In short, I fully acknowledge that there’s another piece of this argument, which is that San Francisco is so bad because the women here are so difficult. Were I a man here, I would be complaining that I “just can’t win” with women in SF: that they’re expectations are simultaneously incredibly high and very poorly articulated.  I think the Hong Kong geek from my cocktail party had a point, if badly delivered: the women here have replaced traditional feminine charms (no one would argue that focus on personal appearance is significantly muted here relative to other cities) with gender equal pursuits. And yet we still expect to find a man whose power and ability-to-provide-something-we-can’t-provide-for-ourselves stirs our respect and desire. Men, meanwhile, understandably want to be with someone whose achievements and pursuits complement, not compete with, their own. Which makes you wonder whether gender equality is necessarily emasculating, and what that means for a generation bred in it.

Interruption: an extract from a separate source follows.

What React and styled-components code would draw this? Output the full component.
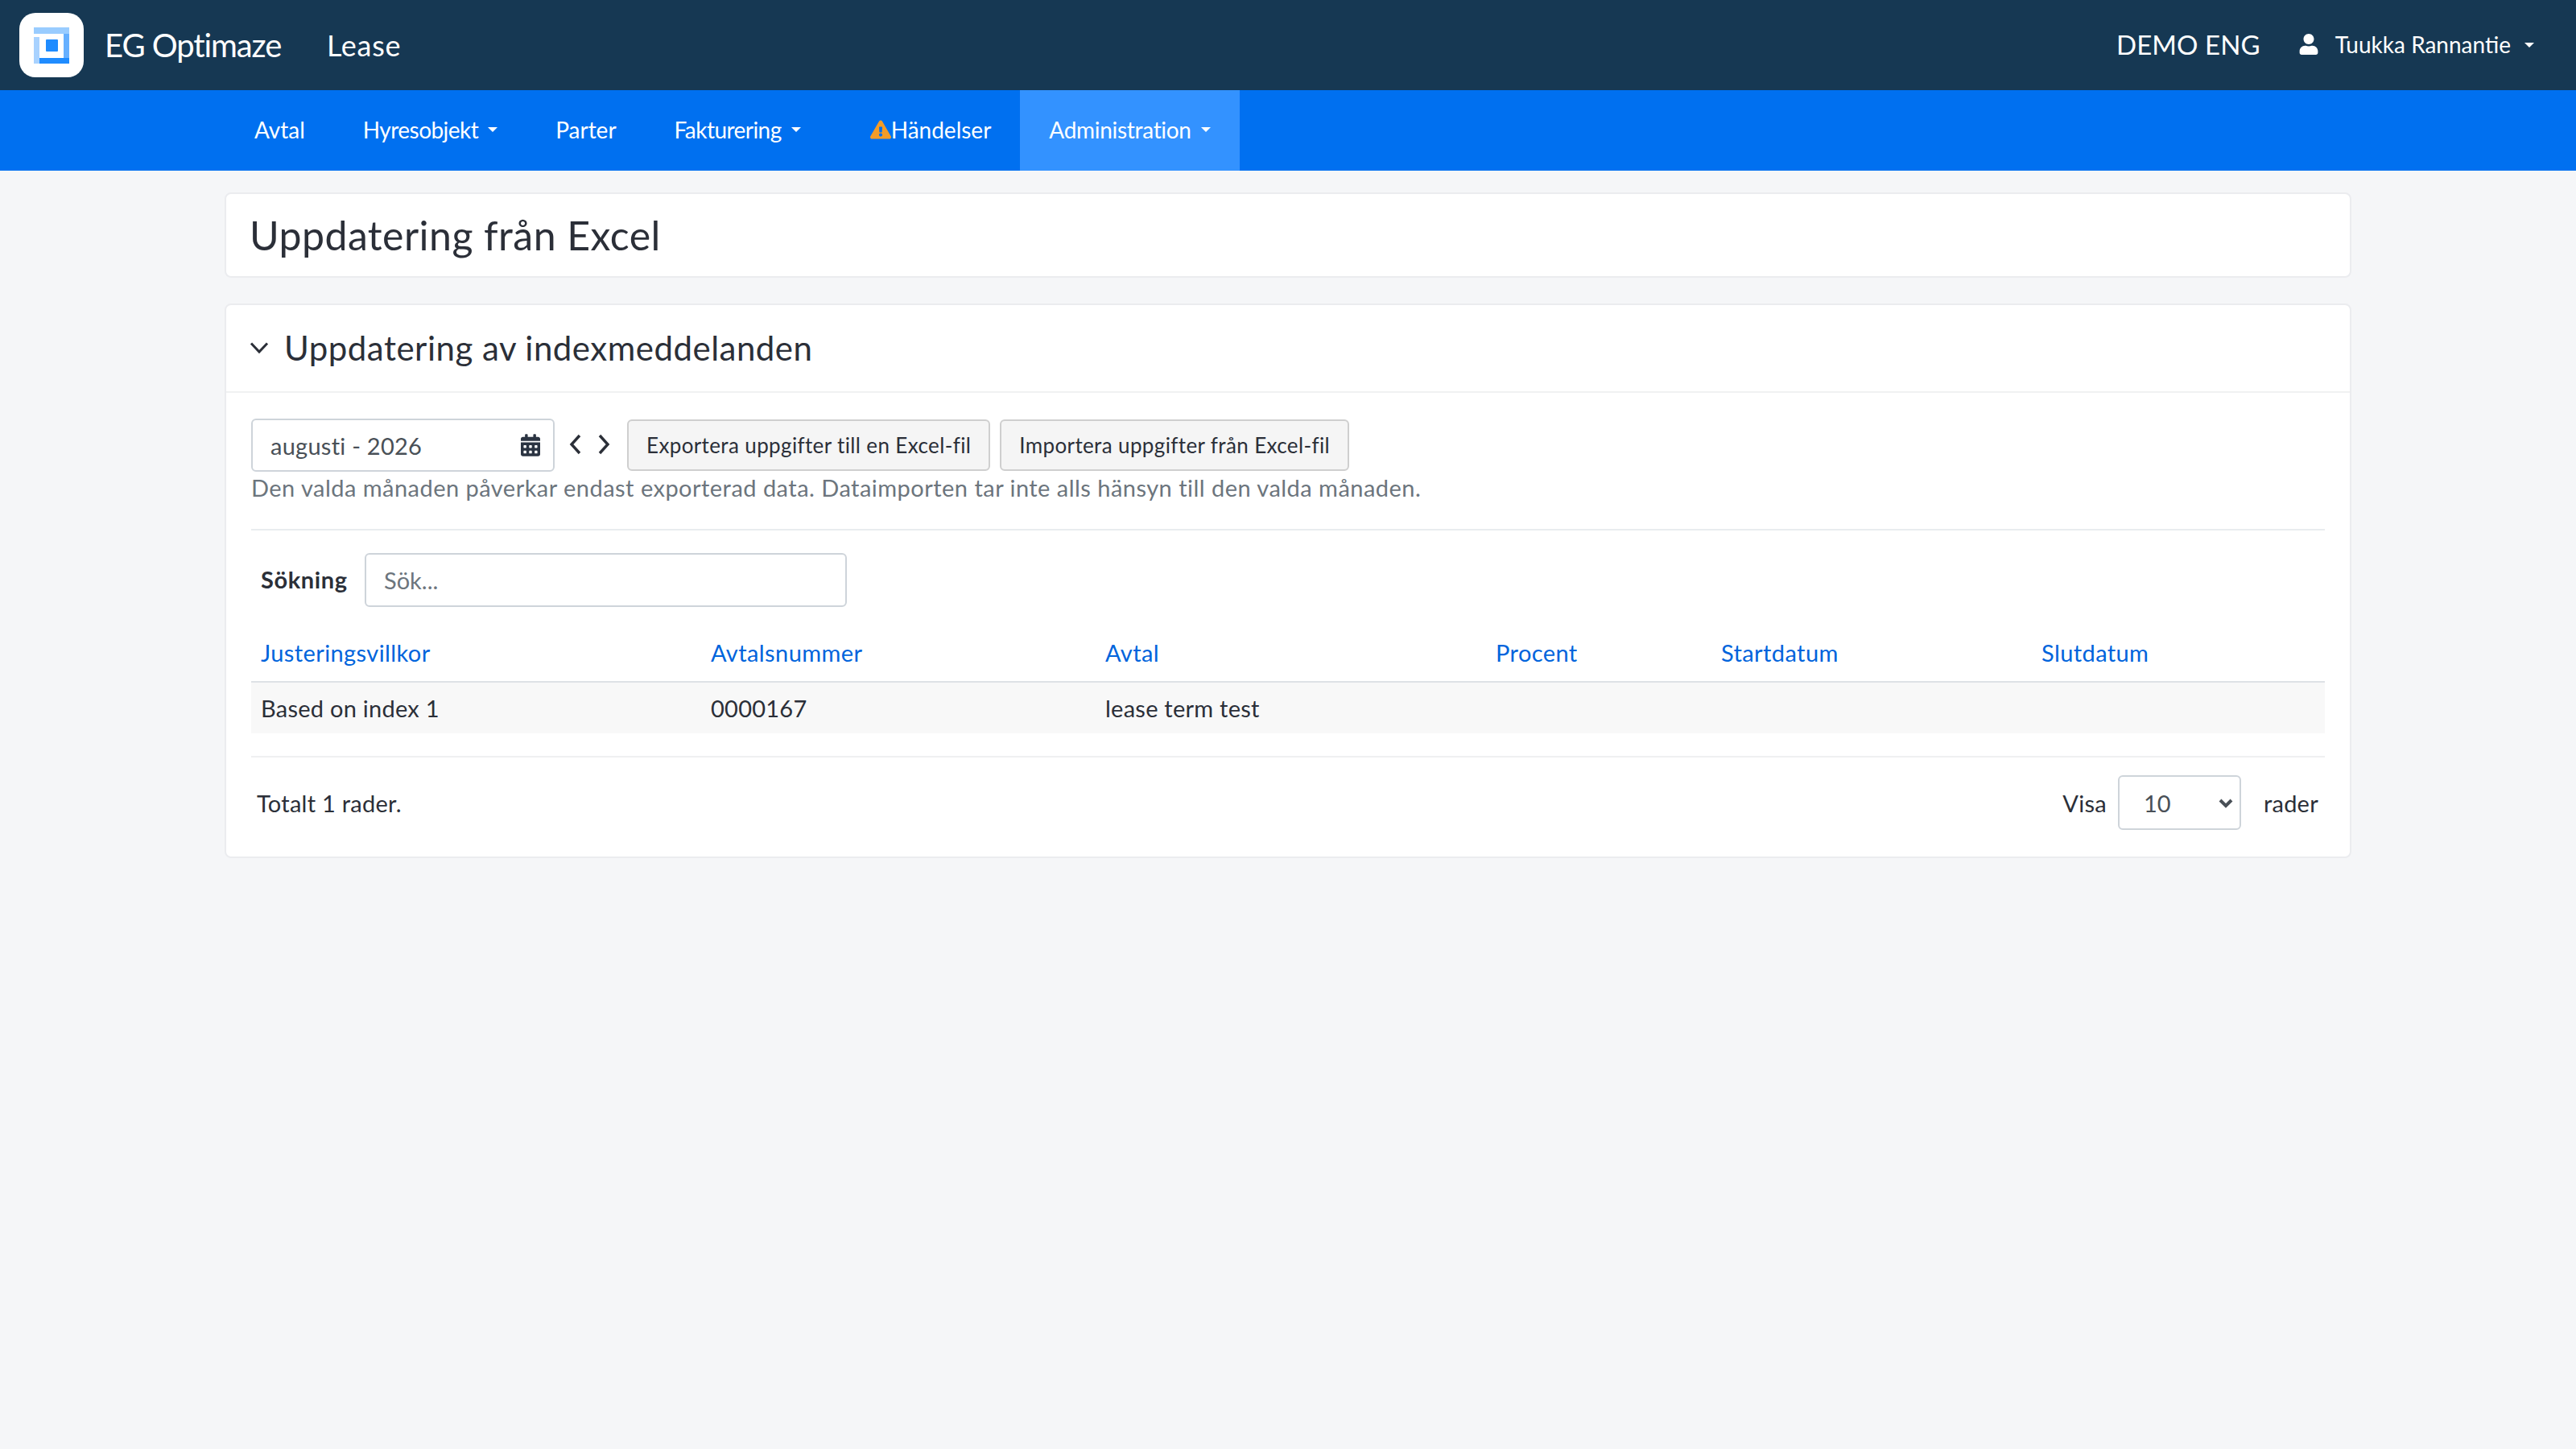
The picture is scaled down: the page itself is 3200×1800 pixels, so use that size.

And so maybe all this ranting isn’t so much about the city as about our generation, and what’s so bad about San Francisco is the sobering reality that it’s the frontier toward which we’ve been driving. It’s the city that’s creating tomorrow’s companies and setting the standard for social progress. It’s the mecca for people who want to change the world, from geeks to entrepreneurs to Self-Reliant Overeducated Thirty Somethings like me. And it leaves you wondering: where is all the progress taking us, when meaningful relationships seem so difficult to find and maintain. Is this really the world that we want? And is there anywhere else to go?